I am sorry for your dilemma but I don't understand for now, do you have an open request for each one of you? if yes, you just can stay until you get a certificate of 'decision favorable' which holds place like the old recepisse .... you already should have the certificate 'attestation de depot' ... so if this is your case, just sit tight to get a response.


----------



## yonderblue

Yes we have an open request for each of us.

In the portal I can download a document that says:



> CONFIRMATION DU DÉPÔT
> D'UNE DEMANDE DE RENOUVELLEMENT DE TITRE DE SÉJOUR
> 
> Le THE DATE, vous avez déposé avec succès une demande de titre de séjour qui sera examinée par la
> préfecture compétente.
> Ce document constitue la preuve de dépôt de votre demande.
> Il ne constitue pas une preuve de régularité du séjour et ne permet pas l’ouverture de droits
> associés à un séjour régulier.
> Ce document n'autorise pas le franchissement des frontières de l'espace Schengen.
> Vous serez informé(e) de l’avancement et de la suite donnée à votre démarche par un courrier
> électronique vous invitant à vous connecter à votre espace personnel.


According to this page Élevage et vente de chiens et de chats / Chien et chat / Animaux de compagnie / Vos animaux / Politiques publiques / Accueil - Les services de l'État en Haute-Savoie that is apparently misplaced in the animals section, it has 3 bullets, the first bullet seems to be what this is? When the first renewal attempt was in progress, we never saw a document that was like the second bullet, but instead it says the same as above.


----------



## mohsel

this document is to say you have an open request, but it doesn't serve as an official document except in the case to show that even if your visa expires, you are in the process to renew.. but you can't go outside france and could not use it to open any accounts or any benefits... so now all you have is to sit and check your account progress for another document with the decision whether your titre is granted or not ...


----------



## yonderblue

Ah well that's good news then thanks! If they were to deny the renewal for some reason, would a border guard be aware with that document and not flag us on the way out?


----------



## mohsel

you will have both documents, the one you have now to prove that you started the process before visa expiry .... and the denial document (god forbid) with a date that should be very close to your departure date, hence it will show the situation.


----------



## yonderblue

Thank you @mohsel for clarifying the situation and easing my worry.


----------



## yonderblue

An update here for any interested. In one of the email responses we got back from the online support, they basically said they didn't know what was going on and that we would have to take it up with the prefecture. We luckily found a couple appointments on the prefecture site that weren't forever away. At those appointments they were initially confused until we showed them that email, in which they called or talked to someone and then proceeded to take our renewal applications. That went smoothly and they give a normal recepisse at the end!
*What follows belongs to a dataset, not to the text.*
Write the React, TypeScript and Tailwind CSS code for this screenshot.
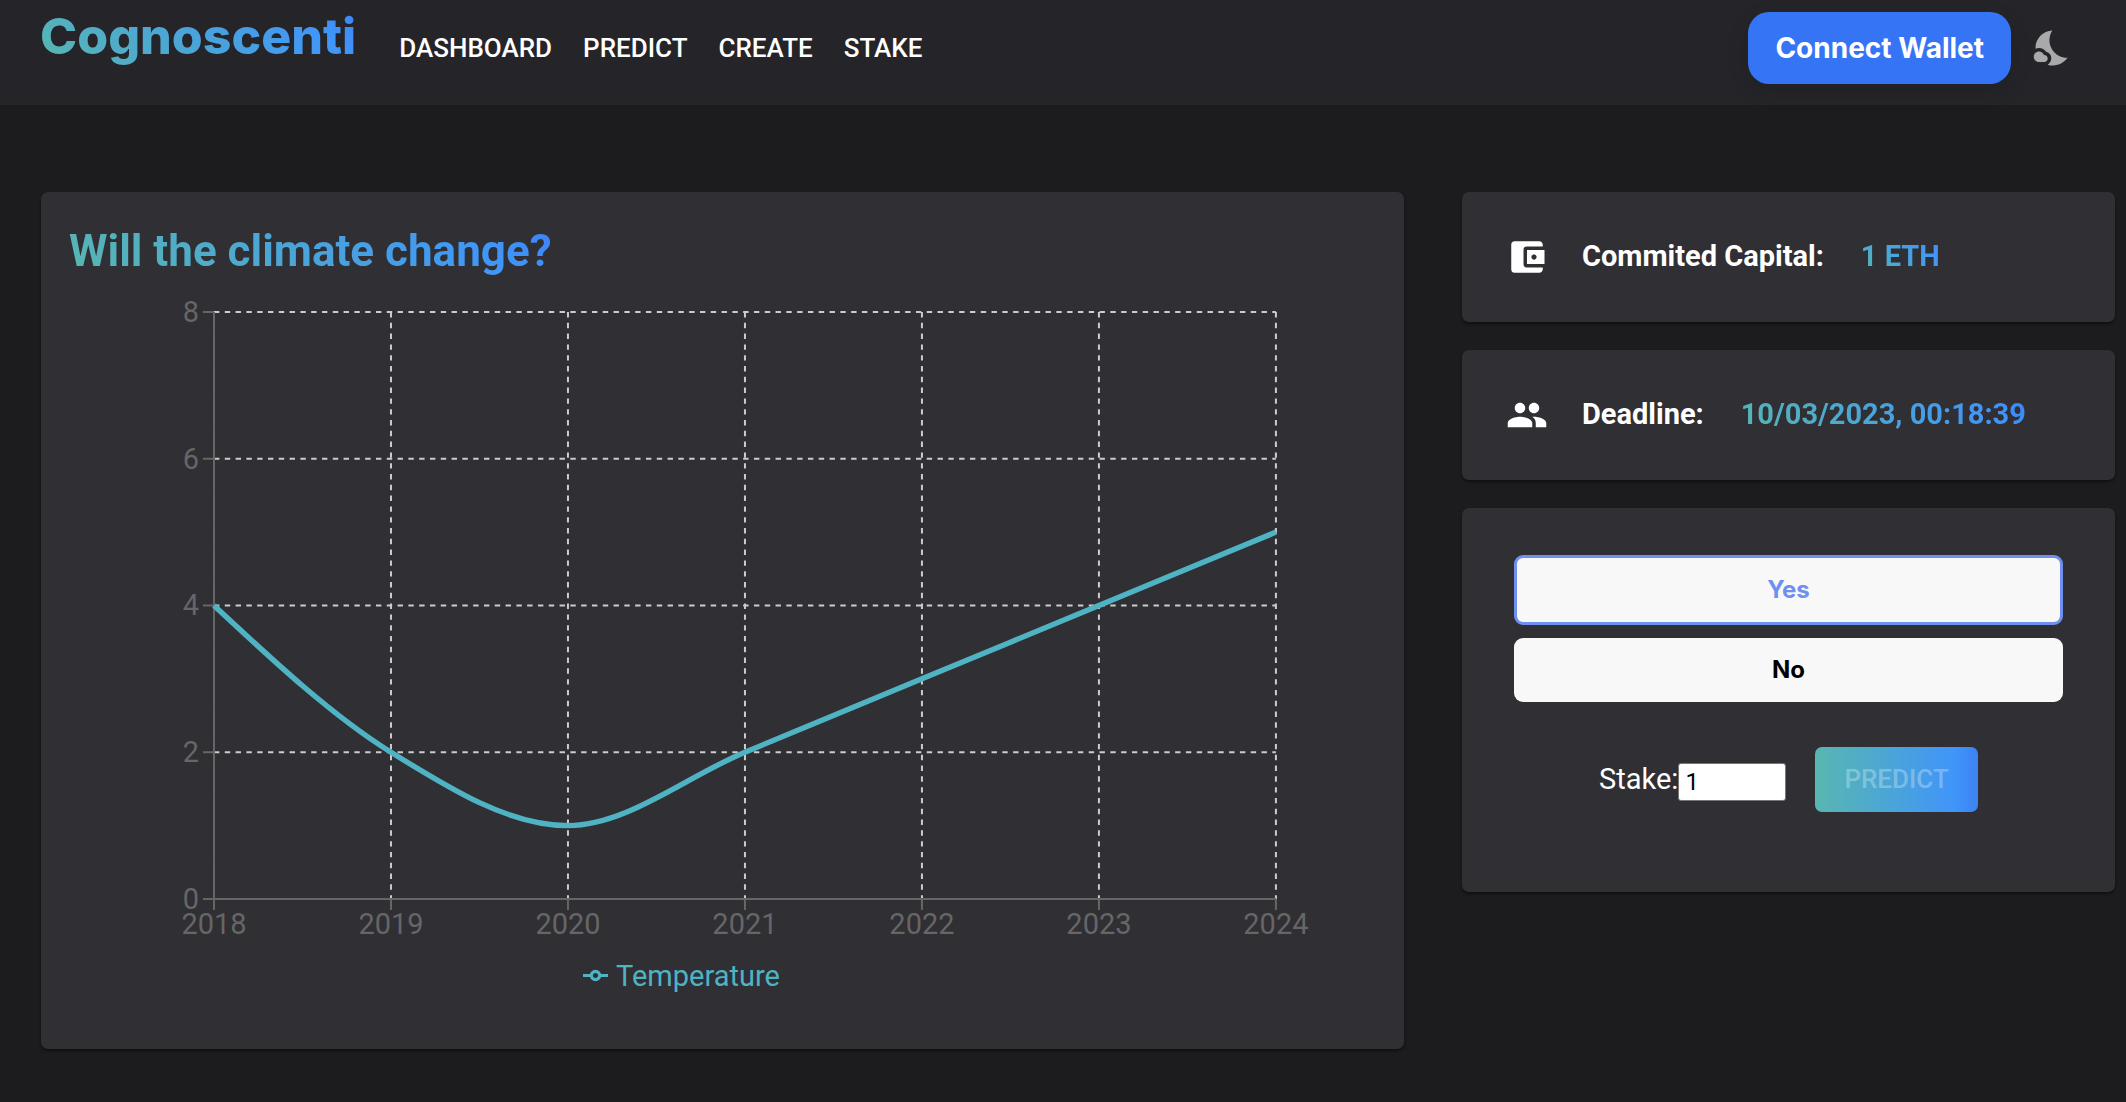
import { useId, useState } from "react";
import { MdAccountBalanceWallet, MdGroup, MdNightsStay } from "react-icons/md";

const gradientText =
  "bg-linear-45/srgb from-[#58b7b0] via-[#4095f9] via-85% to-[#3d82f4] bg-clip-text text-transparent";
const card = "rounded-[7px] bg-[#302f34] shadow-[0_2px_3px_rgba(0,0,0,0.45)]";

const navItems = ["DASHBOARD", "PREDICT", "CREATE", "STAKE"];

const data = [
  { year: 2018, value: 4 },
  { year: 2019, value: 2 },
  { year: 2020, value: 1 },
  { year: 2021, value: 2 },
  { year: 2022, value: 3 },
  { year: 2023, value: 4 },
  { year: 2024, value: 5 },
];

const LEFT = 145;
const TOP = 24;
const BOTTOM = 611;
const STEP = 177;
const RIGHT = LEFT + STEP * (data.length - 1);
const MAX = 8;

const xAt = (i: number) => LEFT + i * STEP;
const yAt = (v: number) => BOTTOM - (v / MAX) * (BOTTOM - TOP);

/** Monotone cubic interpolation through evenly spaced values. */
function monotonePath(values: number[]) {
  const n = values.length;
  const slope = values.slice(1).map((v, i) => v - values[i]);
  const tangent = values.map((_, i) => {
    if (i === 0 || i === n - 1) return 0;
    const a = slope[i - 1];
    const b = slope[i];
    return (Math.sign(a) + Math.sign(b)) * Math.min(Math.abs(a), Math.abs(b), Math.abs(a + b) / 4);
  });
  tangent[0] = (3 * slope[0] - tangent[1]) / 2;
  tangent[n - 1] = (3 * slope[n - 2] - tangent[n - 2]) / 2;
  let d = `M${xAt(0)},${yAt(values[0])}`;
  for (let i = 0; i < n - 1; i++) {
    d += `C${xAt(i + 1 / 3)},${yAt(values[i] + tangent[i] / 3)},${xAt(i + 2 / 3)},${yAt(
      values[i + 1] - tangent[i + 1] / 3,
    )},${xAt(i + 1)},${yAt(values[i + 1])}`;
  }
  return d;
}

function TemperatureChart() {
  const ticks = [0, 2, 4, 6, 8];
  return (
    <svg viewBox="0 0 1307 656" className="block w-full" role="img" aria-label="Temperature by year">
      <g stroke="#cccccc" strokeWidth="2" strokeDasharray="5.4 5.4">
        {ticks.map((t) => (
          <line key={t} x1={LEFT} x2={RIGHT} y1={yAt(t)} y2={yAt(t)} />
        ))}
        {data.map((p, i) => (
          <line key={p.year} x1={xAt(i)} x2={xAt(i)} y1={TOP} y2={BOTTOM} />
        ))}
      </g>
      <g stroke="#666666" strokeWidth="2">
        <line x1={LEFT} x2={RIGHT} y1={BOTTOM} y2={BOTTOM} />
        <line x1={LEFT} x2={LEFT} y1={TOP} y2={BOTTOM} />
        {ticks.map((t) => (
          <line key={t} x1={LEFT - 11} x2={LEFT} y1={yAt(t)} y2={yAt(t)} />
        ))}
        {data.map((p, i) => (
          <line key={p.year} x1={xAt(i)} x2={xAt(i)} y1={BOTTOM} y2={BOTTOM + 11} />
        ))}
      </g>
      <g fill="#666666" className="text-[29px]">
        {ticks.map((t) => (
          <text key={t} x={LEFT - 15} y={yAt(t) + 10} textAnchor="end">
            {t}
          </text>
        ))}
        {data.map((p, i) => (
          <text key={p.year} x={xAt(i)} y={BOTTOM + 35} textAnchor="middle">
            {p.year}
          </text>
        ))}
      </g>
      <path d={monotonePath(data.map((p) => p.value))} fill="none" stroke="#4fb3c4" strokeWidth="5.4" />
    </svg>
  );
}

function Header() {
  return (
    <header className="flex h-[105px] items-start justify-between bg-[#252429] pr-[52px] pl-10">
      <div className="flex items-start">
        <a
          href="#"
          className={`mt-1 mr-[43px] font-[Inter,sans-serif] text-[50px] leading-[64px] font-extrabold ${gradientText}`}
        >
          Cognoscenti
        </a>
        <nav className="mt-[30px] flex gap-[31px] text-[26px] leading-9 font-medium text-white">
          {navItems.map((item) => (
            <a key={item} href="#">
              {item}
            </a>
          ))}
        </nav>
      </div>
      <div className="flex items-center pt-3">
        <button className="h-[72px] rounded-[21px] bg-[#3574f5] px-[27px] font-[Inter,sans-serif] text-[28px] font-bold text-white shadow-[0_7px_21px_rgba(0,0,0,0.12)]">
          Connect Wallet
        </button>
        <button aria-label="Toggle dark mode" className="ml-[21px] text-[#a9a9ab]">
          <MdNightsStay className="size-[42px]" />
        </button>
      </div>
    </header>
  );
}

export default function App() {
  const stakeId = useId();
  const [choice, setChoice] = useState("Yes");
  return (
    <div className="min-h-screen bg-[#1c1c1e] font-[Roboto,sans-serif] text-[29px] text-white">
      <Header />
      <main className="grid grid-cols-[48fr_23fr] items-start gap-[58px] pt-[87px] pr-[11px] pb-[54px] pl-[41px]">
        <section className={`${card} px-7 pb-[52px]`}>
          <h1 className={`mt-[34px] w-fit text-[44px] leading-[50px] font-bold ${gradientText}`}>
            Will the climate change?
          </h1>
          <div className="pt-3">
            <TemperatureChart />
          </div>
          <div className="mt-[11px] flex items-center justify-center gap-2 pr-[82px] leading-[42px] text-[#4fb3c4]">
            <svg viewBox="0 0 32 32" className="size-[25px]" fill="none" stroke="currentColor" strokeWidth="4">
              <path d="M0,16h10.67A5.33,5.33,0,1,1,21.33,16H32M21.33,16A5.33,5.33,0,1,1,10.67,16" />
            </svg>
            Temperature
          </div>
        </section>

        <aside className="flex flex-col gap-7">
          <div className={`${card} flex h-[130px] items-center px-11 font-bold`}>
            <MdAccountBalanceWallet className="mr-[34px] size-[42px]" />
            <span className="mr-[37px]">Commited Capital:</span>
            <span className={gradientText}>1 ETH</span>
          </div>
          <div className={`${card} flex h-[130px] items-center px-11 font-bold`}>
            <MdGroup className="mr-[34px] size-[42px]" />
            <span className="mr-[37px]">Deadline:</span>
            <span className={gradientText}>10/03/2023, 00:18:39</span>
          </div>
          <div className={`${card} px-[52px] pt-[47px] pb-20`}>
            <div className="flex flex-col gap-[13px] font-[Inter,sans-serif] text-2xl font-bold">
              {["Yes", "No"].map((option) => (
                <button
                  key={option}
                  aria-pressed={choice === option}
                  onClick={() => setChoice(option)}
                  className={
                    choice === option
                      ? "h-[70px] rounded-[9px] border-3 border-[#7090f0] bg-[#f8f8f8] text-[#7090f0]"
                      : "h-16 rounded-[9px] bg-[#f8f8f8] text-black"
                  }
                >
                  {option}
                </button>
              ))}
            </div>
            <div className="mt-[45px] flex items-center justify-center">
              <label htmlFor={stakeId}>Stake:</label>
              <input
                id={stakeId}
                type="text"
                defaultValue="1"
                className="mt-1 mr-[29px] h-[38px] w-[108px] rounded-[3px] border border-[#767676] bg-white px-1.5 text-2xl text-black"
              />
              <button
                disabled
                className="h-[65px] rounded-[7px] bg-linear-90/srgb from-[#58b7b0] via-[#4095f9] via-85% to-[#3d82f4] px-[29px] text-[26px] font-medium text-white/30"
              >
                PREDICT
              </button>
            </div>
          </div>
        </aside>
      </main>
    </div>
  );
}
We are now awaiting a text message (not an email) to pick up our cards, is what they told us.

Anyone know how long it is usually until those are produced? Will they tell us when to come or do we schedule an appointment to pick them up? They didn't take any payment, do we pay the renewal fee/tax at pickup time?

It is a unknown whether our status will change correctly in the website or not, we are guessing not  So for the next renewal (now only 6 months away) I'm not sure whether we will be able to submit online or have to go to the prefecture 🤔


----------



## mohsel

congratulations, usually the actual card takes 2-3 weeks but it all depends on the prefecture ... also picking them whether through RDV or not depends on the prefecture.
It will be clear in the text message as well as the amount to pay (in timbres fiscales) ...
But anyway, you are good with the receipisse ....
My advise, wait for few weeks and if you got no message get another RDV and go to check, probably you will find it there ... (make sure to get a timbre fiscal with you, you can return it if it is not used)


----------



## yonderblue

Thanks @mohsel, we will do just that, much appreciated.


----------